Ctmp_ptr = AMDGPU.Device.malloc(Csize_t(sizeof(Float64) * length(C)))
# Turn a pointer into a device-side array.
Ctmp = ROCDeviceArray(length(C), reinterpret(Core.LLVMPtr{Float64,1}, Ctmp_ptr))
# Use it
idx = AMDGPU.workitemIdx().x
Ctmp[idx] = A[idx] + C[1]
AMDGPU.Device.sync_workgroup()
C[idx] = Ctmp[idx]
# Make sure to free it.
AMDGPU.Device.free(Ctmp_ptr)
return
end
RA = AMDGPU.rand(4)
RC = AMDGPU.rand(4)
RC_elem = Array(RC)[1]
@roc groupsize=4 kernel(RC, RA)
@assert Array(RC) ≈ Array(RA) .+ RC_elem
Memory Modification Intrinsics
Like C, AMDGPU.jl provides the memset!
and memcpy!
intrinsics, which are useful for setting a memory region to a value, or copying one region to another, respectively. Check test/device/memory.jl
for examples of their usage.
Wrapping in ROCArray
You can wrap host array to be accessible (pinned) on the device with:
x = rand(Float32, 4, 4)
xd = unsafe_wrap(ROCArray, pointer(x), size(x))
# Pointer to `xd` is a device-mapped pointer, not host pointer.
@show pointer(xd) == xd.buf.dev_ptr
@show pointer(xd) == xd.buf.ptr
# Can be used in kernels, host array `x` is also updated.
xd .+= 1f0
# Can be used with HIP libraries.
xd * xd
Pinned memory is automatically unregistered upon array destruction. You can't free it, since it is managed by the host.
Additionally, you can wrap the device array with:
x = AMDGPU.rand(Float32, 4, 4)
xd = unsafe_wrap(ROCArray, pointer(x), size(x); lock=false)
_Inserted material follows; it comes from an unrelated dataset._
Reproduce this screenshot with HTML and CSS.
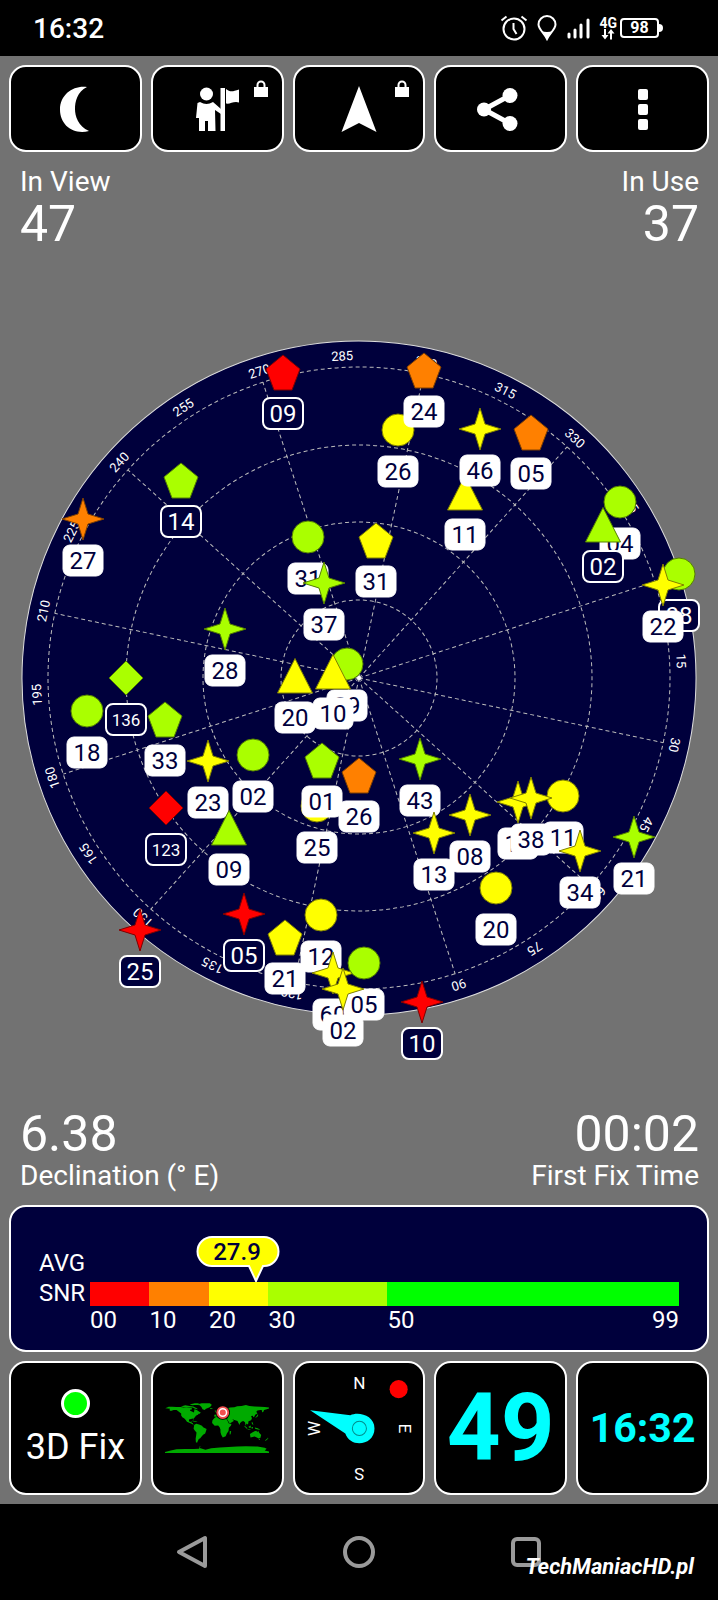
FILE: index.html
```html
<!DOCTYPE html>
<html lang="en">
<head>
  <meta charset="UTF-8" />
  <meta name="viewport" content="width=device-width, initial-scale=1.0" />
  <title>GPS Status</title>
  <link rel="stylesheet" href="styles.css">
</head>
<body>
  <header class="status-bar">
    <span class="clock">16:32</span>
    <div class="status-icons">
      <svg width="28" height="26" viewBox="0 0 28 26" class="line">
        <circle cx="14" cy="14" r="10.5"/>
        <path d="M13.5 8v6l3 5M1.5 5.5l5-4M26.5 5.5l-5-4"/>
      </svg>
      <svg width="20" height="26" viewBox="0 0 20 26">
        <path class="line" d="M10 24C7 18 1.500 14 1.500 9.500a8.500 8.500 0 0 1 17 0C18.500 14 13 18 10 24z"/>
        <path class="solid" d="M4 15.500q6 3 12 0L10 24.500z"/>
      </svg>
      <svg width="24" height="22" viewBox="0 0 24 22" class="signal">
        <path d="M3 17v3M9 13v7M15 8v12M22 3v17"/>
      </svg>
      <div class="network">
        <span>4G</span>
        <svg width="14" height="11" viewBox="0 0 14 11">
          <path class="solid" d="M3 0h2v6h2.500L4 10.500.5 6H3zM9 10.500h2v-6h2.500L10 0 6.500 4.500H9z"/>
        </svg>
      </div>
      <div class="battery">98</div>
    </div>
  </header>

  <main class="app">
    <div class="toolbar">
      <button class="tile" aria-label="Night mode">
        <svg width="48" height="48" viewBox="0 0 48 48" class="solid">
          <path d="M36 2C26 7 24 17 24 24s3 17 14 22C22 50 9 40 9 24.500S23 0 36 2z"/>
        </svg>
      </button>
      <button class="tile" aria-label="Waypoints">
        <svg width="48" height="48" viewBox="0 0 48 48" class="solid">
          <circle cx="13.500" cy="9" r="6.500"/>
          <path d="M7 17q6.500 4 13 0l8 7v5l-6-4 .5 21H15V36h-3v10H6V33H3l1.500-15z"/>
          <path d="M27.500 3H32v43h-4.500zM33 4c4 3 6 3 13 .5v13c-5-2-9 2-13 1z"/>
        </svg>
        <svg width="16" height="18" viewBox="0 0 16 18" class="lock">
          <path class="solid" d="M1 7h14v10H1z"/>
          <path class="line" d="M4.500 8V5a3.500 3.500 0 0 1 7 0v3"/>
        </svg>
      </button>
      <button class="tile" aria-label="Navigate">
        <svg width="48" height="48" viewBox="0 0 48 48" class="solid">
          <path d="M24 1l17.500 46L24 38 6.500 47z"/>
        </svg>
        <svg width="16" height="18" viewBox="0 0 16 18" class="lock">
          <path class="solid" d="M1 7h14v10H1z"/>
          <path class="line" d="M4.500 8V5a3.500 3.500 0 0 1 7 0v3"/>
        </svg>
      </button>
      <button class="tile" aria-label="Share">
        <svg width="48" height="48" viewBox="0 0 48 48" class="solid">
          <path class="share-line" d="M33 10.500L7 24.500l26 14"/>
          <circle cx="7" cy="24.500" r="7"/>
          <circle cx="33" cy="10.500" r="7.500"/>
          <circle cx="33" cy="38.500" r="7.500"/>
        </svg>
      </button>
      <button class="tile" aria-label="More">
        <svg width="48" height="48" viewBox="0 0 48 48" class="solid">
          <rect x="19" y="4" width="10" height="11" rx="2"/>
          <rect x="19" y="19" width="10" height="11" rx="2"/>
          <rect x="19" y="34" width="10" height="11" rx="2"/>
        </svg>
      </button>
    </div>

    <div class="readouts top">
      <div class="readout"><span class="label">In View</span><span class="value">47</span></div>
      <div class="readout right"><span class="label">In Use</span><span class="value">37</span></div>
    </div>

    <svg class="radar" viewBox="0 250 718 857">
      <defs>
        <circle id="circle" r="16"/>
        <path id="pentagon" d="M0-17L17-3 9 18H-9L-17-3z"/>
        <path id="star" d="M0-21L5-5 21 0 5 5 0 21-5 5-21 0-5-5z"/>
        <path id="triangle" d="M0-17.500L17.500 17h-35z"/>
        <path id="diamond" d="M0-17L17 0 0 17-17 0z"/>
        <rect id="tag" x="-20" y="26" width="40" height="31" rx="7"/>
      </defs>

      <!-- sky plot, rotated to the current heading -->
      <g transform="translate(359 678) rotate(72)">
        <circle class="sky" r="337"/>
        <g class="grid">
          <circle r="78"/>
          <circle r="156"/>
          <circle r="233"/>
          <circle r="311"/>
          <path d="M0 0V-311"/>
          <path d="M0 0V-311" transform="rotate(30)"/>
          <path d="M0 0V-311" transform="rotate(60)"/>
          <path d="M0 0V-311" transform="rotate(90)"/>
          <path d="M0 0V-311" transform="rotate(120)"/>
          <path d="M0 0V-311" transform="rotate(150)"/>
          <path d="M0 0V-311" transform="rotate(180)"/>
          <path d="M0 0V-311" transform="rotate(210)"/>
          <path d="M0 0V-311" transform="rotate(240)"/>
          <path d="M0 0V-311" transform="rotate(270)"/>
          <path d="M0 0V-311" transform="rotate(300)"/>
          <path d="M0 0V-311" transform="rotate(330)"/>
        </g>
        <g class="degrees">
          <text y="-318">0</text>
          <text y="-318" transform="rotate(15)">15</text>
          <text y="-318" transform="rotate(30)">30</text>
          <text y="-318" transform="rotate(45)">45</text>
          <text y="-318" transform="rotate(60)">60</text>
          <text y="-318" transform="rotate(75)">75</text>
          <text y="-318" transform="rotate(90)">90</text>
          <text y="-318" transform="rotate(120)">120</text>
          <text y="-318" transform="rotate(135)">135</text>
          <text y="-318" transform="rotate(150)">150</text>
          <text y="-318" transform="rotate(165)">165</text>
          <text y="-318" transform="rotate(180)">180</text>
          <text y="-318" transform="rotate(195)">195</text>
          <text y="-318" transform="rotate(210)">210</text>
          <text y="-318" transform="rotate(225)">225</text>
          <text y="-318" transform="rotate(240)">240</text>
          <text y="-318" transform="rotate(255)">255</text>
          <text y="-318" transform="rotate(270)">270</text>
          <text y="-318" transform="rotate(285)">285</text>
          <text y="-318" transform="rotate(300)">300</text>
          <text y="-318" transform="rotate(315)">315</text>
          <text y="-318" transform="rotate(330)">330</text>
          <text y="-318" transform="rotate(345)">345</text>
        </g>
        <circle class="zenith" r="2"/>
      </g>

      <!-- satellites; "unused" ones get an outlined tag -->
      <g class="sat" transform="translate(398 430)"><use href="#circle" class="fair"/><use href="#tag"/><text y="50">26</text></g>
      <g class="sat" transform="translate(308 537)"><use href="#circle" class="good"/><use href="#tag"/><text y="50">31</text></g>
      <g class="sat" transform="translate(620 502)"><use href="#circle" class="good"/><use href="#tag"/><text y="50">04</text></g>
      <g class="sat unused" transform="translate(679 574)"><use href="#circle" class="good"/><use href="#tag"/><text y="50">08</text></g>
      <g class="sat" transform="translate(347 664)"><use href="#circle" class="good"/><use href="#tag"/><text y="50">29</text></g>
      <g class="sat" transform="translate(87 711)"><use href="#circle" class="good"/><use href="#tag"/><text y="50">18</text></g>
      <g class="sat" transform="translate(253 755)"><use href="#circle" class="good"/><use href="#tag"/><text y="50">02</text></g>
      <g class="sat" transform="translate(317 806)"><use href="#circle" class="fair"/><use href="#tag"/><text y="50">25</text></g>
      <g class="sat" transform="translate(321 915)"><use href="#circle" class="fair"/><use href="#tag"/><text y="50">12</text></g>
      <g class="sat" transform="translate(496 888)"><use href="#circle" class="fair"/><use href="#tag"/><text y="50">20</text></g>
      <g class="sat" transform="translate(563 796)"><use href="#circle" class="fair"/><use href="#tag"/><text y="50">11</text></g>

      <g class="sat" transform="translate(465 493)"><use href="#triangle" class="fair"/><use href="#tag"/><text y="50">11</text></g>
      <g class="sat unused" transform="translate(603 525)"><use href="#triangle" class="good"/><use href="#tag"/><text y="50">02</text></g>
      <g class="sat" transform="translate(295 676)"><use href="#triangle" class="fair"/><use href="#tag"/><text y="50">20</text></g>
      <g class="sat" transform="translate(333 672)"><use href="#triangle" class="fair"/><use href="#tag"/><text y="50">10</text></g>

      <g class="sat unused" transform="translate(283 372)"><use href="#pentagon" class="bad"/><use href="#tag"/><text y="50">09</text></g>
      <g class="sat" transform="translate(424 370)"><use href="#pentagon" class="weak"/><use href="#tag"/><text y="50">24</text></g>
      <g class="sat" transform="translate(531 432)"><use href="#pentagon" class="weak"/><use href="#tag"/><text y="50">05</text></g>
      <g class="sat unused" transform="translate(181 480)"><use href="#pentagon" class="good"/><use href="#tag"/><text y="50">14</text></g>
      <g class="sat" transform="translate(376 540)"><use href="#pentagon" class="fair"/><use href="#tag"/><text y="50">31</text></g>
      <g class="sat" transform="translate(165 719)"><use href="#pentagon" class="good"/><use href="#tag"/><text y="50">33</text></g>
      <g class="sat" transform="translate(322 760)"><use href="#pentagon" class="good"/><use href="#tag"/><text y="50">01</text></g>
      <g class="sat" transform="translate(359 775)"><use href="#pentagon" class="weak"/><use href="#tag"/><text y="50">26</text></g>
      <g class="sat" transform="translate(285 937)"><use href="#pentagon" class="fair"/><use href="#tag"/><text y="50">21</text></g>

      <g class="sat unused long" transform="translate(126 678)"><use href="#diamond" class="good"/><use href="#tag"/><text y="48">136</text></g>
      <g class="sat unused long" transform="translate(166 808)"><use href="#diamond" class="bad"/><use href="#tag"/><text y="48">123</text></g>

      <g class="sat" transform="translate(83 519)"><use href="#star" class="weak"/><use href="#tag"/><text y="50">27</text></g>
      <g class="sat" transform="translate(480 429)"><use href="#star" class="fair"/><use href="#tag"/><text y="50">46</text></g>
      <g class="sat" transform="translate(324 583)"><use href="#star" class="good"/><use href="#tag"/><text y="50">37</text></g>
      <g class="sat" transform="translate(225 629)"><use href="#star" class="good"/><use href="#tag"/><text y="50">28</text></g>
      <g class="sat" transform="translate(663 585)"><use href="#star" class="fair"/><use href="#tag"/><text y="50">22</text></g>
      <g class="sat" transform="translate(208 761)"><use href="#star" class="fair"/><use href="#tag"/><text y="50">23</text></g>
      <g class="sat" transform="translate(229 828)"><use href="#triangle" class="good"/><use href="#tag"/><text y="50">09</text></g>
      <g class="sat" transform="translate(420 759)"><use href="#star" class="good"/><use href="#tag"/><text y="50">43</text></g>
      <g class="sat" transform="translate(434 833)"><use href="#star" class="fair"/><use href="#tag"/><text y="50">13</text></g>
      <g class="sat" transform="translate(470 815)"><use href="#star" class="fair"/><use href="#tag"/><text y="50">08</text></g>
      <g class="sat" transform="translate(518 802)"><use href="#star" class="fair"/><use href="#tag"/><text y="50">12</text></g>
      <g class="sat" transform="translate(531 798)"><use href="#star" class="fair"/><use href="#tag"/><text y="50">38</text></g>
      <g class="sat" transform="translate(580 851)"><use href="#star" class="fair"/><use href="#tag"/><text y="50">34</text></g>
      <g class="sat" transform="translate(634 837)"><use href="#star" class="good"/><use href="#tag"/><text y="50">21</text></g>
      <g class="sat unused" transform="translate(140 930)"><use href="#star" class="bad"/><use href="#tag"/><text y="50">25</text></g>
      <g class="sat unused" transform="translate(244 914)"><use href="#star" class="bad"/><use href="#tag"/><text y="50">05</text></g>
      <g class="sat unused" transform="translate(422 1002)"><use href="#star" class="bad"/><use href="#tag"/><text y="50">10</text></g>
      <g class="sat" transform="translate(333 973)"><use href="#star" class="fair"/><use href="#tag"/><text y="50">60</text></g>
      <g class="sat" transform="translate(364 963)"><use href="#circle" class="good"/><use href="#tag"/><text y="50">05</text></g>
      <g class="sat" transform="translate(343 989)"><use href="#star" class="fair"/><use href="#tag"/><text y="50">02</text></g>
    </svg>

    <div class="readouts bottom">
      <div class="readout"><span class="value">6.38</span><span class="label">Declination (° E)</span></div>
      <div class="readout right"><span class="value">00:02</span><span class="label">First Fix Time</span></div>
    </div>

    <section class="snr">
      <div class="snr-label">AVG<br>SNR</div>
      <div class="snr-meter">
        <div class="snr-bar">
          <span class="bad"></span><span class="weak"></span><span class="fair"></span><span class="good"></span><span class="best"></span>
          <svg class="bubble" style="left: 28.2%" width="84" height="48" viewBox="0 0 84 48">
            <path d="M16 3h52a14 14 0 0 1 0 29H67L60 47 53 32H16a14 14 0 0 1 0-29z"/>
            <text x="41" y="26">27.9</text>
          </svg>
        </div>
        <div class="snr-scale">
          <span>00</span><span>10</span><span>20</span><span>30</span><span class="last"><span>50</span><span>99</span></span>
        </div>
      </div>
    </section>

    <div class="widgets">
      <button class="tile fix">
        <span class="fix-dot"></span>
        3D Fix
      </button>
      <button class="tile" aria-label="World map">
        <svg class="map" viewBox="-180 -84 360 174">
          <path d="M-179-66L-167-71-155-71-141-70-127-70-115-68-105-69-93-67-88-67-86-62-93-61-93-57-85-54-80-51-79-56-78-62-72-61-66-57-60-53-56-51-60-47-66-46-64-44-70-42-74-39-76-35-81-31-81-25-84-30-90-29-97-27-97-21-92-18-88-21-88-16-83-14-83-10-78-8-80-7-86-11-92-14-104-19-109-26-114-31-120-35-124-41-124-48-132-54-140-60-150-60-160-56-165-60-162-64z"/>
          <path d="M-125-72L-110-76-95-74-82-72-70-66-66-62-76-64-84-68-95-68-112-69zM-95-79l18-4 16 0-9 5-15 2zM-73-78L-53-83-25-83-18-78-22-72-27-68-38-64-43-60-50-62-54-70-60-76z"/>
          <path d="M-24-66h8v3h-8zM-85-23l10 2 8 2-6 1-12-3z"/>
          <path d="M-79-8L-72-12-62-10-52-5-48 0-36 6-38 13-41 22-48 26-54 33-58 38-63 41-66 47-69 54-73 52-74 40-72 28-71 18-77 11-81 5z"/>
          <path d="M-17-15L-16-23-9-32-2-36 10-37 12-33 20-31 31-31 35-25 41-13 50-11 48-5 41 2 40 13 34 22 30 31 20 35 15 27 12 17 12 8 9 0 4-6-8-5z"/>
          <path d="M44 14l5-1-2 11-3 1z"/>
          <path d="M-10-37L-9-43-1-44 2-49 8-54 12-54 20-55 28-59 22-60 20-63 15-56 11-58 5-60 12-65 20-70 28-71 40-67 45-68 60-69 70-73 85-74 100-77 112-74 130-72 150-71 165-70 180-68 180-65 172-62 163-60 160-53 156-52 156-59 150-60 140-58 136-54 140-48 132-43 129-36 126-35 124-40 118-39 121-31 118-24 109-21 108-12 104-10 100-14 101-4 98-10 97-17 91-22 86-20 80-15 78-8 73-17 71-22 60-25 50-30 56-26 58-22 44-13 35-28 36-36 27-37 23-38 18-41 13-45 16-39 10-44 3-43 0-38-5-36z"/>
          <path d="M-8-58l7 0 2 6-7 1zM140-44l3 1-3 7-8 4 6-8zM120-18l3 1 3 9-5-3zM96-5l10 8-3 2-8-8zM106 6h10v2h-10zM109-2l8-4 0 8-6 0zM120-1l5 0-2 6-4-2zM131 1l10 2 9 6-9-1-9-3z"/>
          <path d="M114 23L122 18 130 14 136 12 140 17 142 11 146 19 153 27 150 37 144 39 138 35 130 32 116 35zM145 41h3v3h-3zM166 46l8-7 3 1-8 7zM175 36l3 1-2 3z"/>
          <path d="M-180 86L-160 80-140 76-110 75-80 75-62 74-60 67-57 64-60 72-40 78-20 73 10 70 40 68 70 67 100 66 140 67 165 71 172 74 165 80 180 84V90h-360z"/>
          <circle class="pin-edge" cx="20" cy="-51" r="25"/>
          <circle class="pin" cx="20" cy="-51" r="22"/>
          <circle class="pin-ring" cx="20" cy="-51" r="13"/>
        </svg>
      </button>
      <button class="tile" aria-label="Compass">
        <svg class="compass" viewBox="0 0 128 128">
          <g transform="translate(64 64)">
            <text y="-39">N</text>
            <text y="-39" transform="rotate(90)">E</text>
            <text y="-39" transform="rotate(180)">S</text>
            <text y="-39" transform="rotate(-90)">W</text>
            <circle class="sun" cx="39" cy="-39" r="9"/>
            <path class="needle" d="M-49-18L-9-13C-1-17 15-13 15 0 15 17-9 20-14 5z"/>
            <circle class="hub" r="7"/>
          </g>
        </svg>
      </button>
      <button class="tile speed">49</button>
      <button class="tile time">16:32</button>
    </div>
  </main>

  <nav class="nav-bar">
    <button aria-label="Back">
      <svg width="34" height="34" viewBox="0 0 34 34"><path d="M4 17L30 3v28z"/></svg>
    </button>
    <button aria-label="Home">
      <svg width="34" height="34" viewBox="0 0 34 34"><circle cx="17" cy="17" r="14"/></svg>
    </button>
    <button aria-label="Recent apps">
      <svg width="34" height="34" viewBox="0 0 34 34"><rect x="4" y="4" width="26" height="26" rx="4"/></svg>
    </button>
    <span class="watermark">TechManiacHD.pl</span>
  </nav>
</body>
</html>
```

FILE: styles.css
```css
:root {
  --navy: #00003c;
  --bad: #ff0000;
  --weak: #ff8000;
  --fair: #ffff00;
  --good: #aaff00;
  --best: #00ff00;
  --cyan: #00ffff;
  --gap: 9px;
}

* {
  margin: 0;
  padding: 0;
  box-sizing: border-box;
}

body {
  display: flex;
  flex-direction: column;
  min-height: 100vh;
  font-family: Roboto, "Liberation Sans", sans-serif;
  background: #000;
  color: #fff;
}

button {
  font-family: inherit;
  color: inherit;
  border: none;
  background: none;
  cursor: pointer;
}

svg {
  display: block;
}

.solid {
  fill: #fff;
}

.line {
  fill: none;
  stroke: #fff;
  stroke-width: 2;
}

/* Status bar */
.status-bar {
  display: flex;
  justify-content: space-between;
  align-items: center;
  height: 56px;
  padding: 0 54px 0 33px;
}

.clock {
  font-size: 28px;
  font-weight: 500;
}

.status-icons {
  display: flex;
  align-items: center;
  gap: 9px;
}

.signal {
  fill: none;
  stroke: #fff;
  stroke-width: 3;
  stroke-linecap: round;
}

.network {
  display: flex;
  flex-direction: column;
  align-items: center;
  font-size: 14px;
  line-height: 12px;
  font-weight: 700;
}

.battery {
  position: relative;
  width: 39px;
  margin: 0 5px 0 -6px;
  border: 2px solid #fff;
  border-radius: 4px;
  font-size: 16px;
  line-height: 16px;
  font-weight: 700;
  text-align: center;
}

.battery::after {
  content: "";
  position: absolute;
  left: 100%;
  top: 4px;
  margin-left: 2px;
  width: 4px;
  height: 8px;
  border-radius: 0 4px 4px 0;
  background: #fff;
}

/* App */
.app {
  flex: 1;
  display: flex;
  flex-direction: column;
  padding: var(--gap) 0;
  background: #727272;
}

.toolbar,
.widgets {
  display: grid;
  grid-template-columns: repeat(5, 1fr);
  gap: var(--gap);
  padding: 0 var(--gap);
}

.tile {
  position: relative;
  display: flex;
  flex-direction: column;
  align-items: center;
  justify-content: center;
  background: #000;
  border: 2px solid #fff;
  border-radius: 17px;
}

.toolbar .tile {
  height: 87px;
}

.lock {
  position: absolute;
  top: 13px;
  right: 13px;
}

.share-line {
  fill: none;
  stroke: #fff;
  stroke-width: 5;
}

.readouts {
  display: flex;
  justify-content: space-between;
}

.readouts.top {
  padding: 14px 19px 0 20px;
}

.readouts.bottom {
  padding: 1px 19px 13px 20px;
}

.readout {
  display: flex;
  flex-direction: column;
}

.readout.right {
  text-align: right;
}

.label {
  font-size: 28px;
  line-height: 32px;
}

.value {
  font-size: 50px;
  line-height: 52px;
}

/* Radar */
.radar {
  width: 100%;
}

.sky {
  fill: var(--navy);
  stroke: #ddd;
  stroke-width: 1;
}

.grid {
  fill: none;
  stroke: #bbb;
  stroke-width: 1;
  stroke-dasharray: 4 3;
}

.zenith {
  fill: #fff;
}

.degrees {
  fill: #fff;
  font-size: 13px;
  text-anchor: middle;
}

.sat {
  stroke: #fff;
  stroke-width: 1;
  fill: #fff;
}

.sat text {
  fill: var(--navy);
  stroke: none;
  font-size: 24px;
  text-anchor: middle;
}

.sat.unused {
  fill: var(--navy);
  stroke-width: 2;
}

.sat.unused text {
  fill: #fff;
}

.sat.long text {
  font-size: 17px;
}

.sat .bad { fill: var(--bad); stroke: #800000; stroke-width: 1; }
.sat .weak { fill: var(--weak); stroke: #804000; stroke-width: 1; }
.sat .fair { fill: var(--fair); stroke: #808000; stroke-width: 1; }
.sat .good { fill: var(--good); stroke: #558000; stroke-width: 1; }

/* Average SNR */
.snr {
  display: flex;
  margin: 0 var(--gap) var(--gap);
  padding: 41px 28px 16px;
  background: var(--navy);
  border: 2px solid #fff;
  border-radius: 17px;
}

.snr-label {
  flex: 0 0 51px;
  font-size: 24px;
  line-height: 30px;
}

.snr-meter {
  flex: 1;
  margin-top: 34px;
}

.snr-bar,
.snr-scale {
  display: grid;
  grid-template-columns: 10fr 10fr 10fr 20fr 49fr;
}

.snr-bar {
  position: relative;
  height: 24px;
}

.snr-bar .bad { background: var(--bad); }
.snr-bar .weak { background: var(--weak); }
.snr-bar .fair { background: var(--fair); }
.snr-bar .good { background: var(--good); }
.snr-bar .best { background: var(--best); }

.bubble {
  position: absolute;
  bottom: 100%;
  margin-left: -60px;
}

.bubble path {
  fill: var(--fair);
  stroke: #fff;
  stroke-width: 2;
}

.bubble text {
  fill: var(--navy);
  font-size: 24px;
  font-weight: 500;
  text-anchor: middle;
}

.snr-scale {
  font-size: 24px;
  line-height: 28px;
}

.snr-scale .last {
  display: flex;
  justify-content: space-between;
}

/* Widgets */
.widgets .tile {
  height: 134px;
}

.fix {
  gap: 8px;
  font-size: 36px;
}

.fix-dot {
  width: 29px;
  height: 29px;
  border: 3px solid #fff;
  border-radius: 50%;
  background: var(--best);
}

.map {
  width: 104px;
  fill: #00aa00;
}

.pin-edge {
  fill: #000;
}

.pin {
  fill: #f05050;
}

.pin-ring {
  fill: none;
  stroke: #fff;
  stroke-width: 5;
}

.compass {
  width: 100%;
}

.compass text {
  fill: #fff;
  font-size: 17px;
  text-anchor: middle;
}

.sun {
  fill: #ff0000;
}

.needle {
  fill: var(--cyan);
}

.hub {
  fill: none;
  stroke: #008c8c;
  stroke-width: 1;
}

.speed,
.time {
  color: var(--cyan);
  font-weight: 700;
}

.speed {
  font-size: 94px;
}

.time {
  font-size: 41px;
}

/* Navigation bar */
.nav-bar {
  position: relative;
  display: flex;
  justify-content: center;
  align-items: center;
  gap: 133px;
  height: 96px;
}

.nav-bar svg {
  fill: none;
  stroke: #9a9a9a;
  stroke-width: 4;
  stroke-linejoin: round;
}

.watermark {
  position: absolute;
  right: 24px;
  bottom: 19px;
  font-size: 22px;
  line-height: 28px;
  font-weight: 700;
  font-style: italic;
}
```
# Can be used in kernels, `x` is also updated.
xd .+= 1f0
# Can be used with HIP libraries.
xd * xd
# Freeing is a no-op for `xd`, since `xd` does not own the underlying memory.
AMDGPU.unsafe_free!(xd) # No-op.
Notice mandatory ; lock=false
keyword, this is to be able to differentiate between host & device pointers.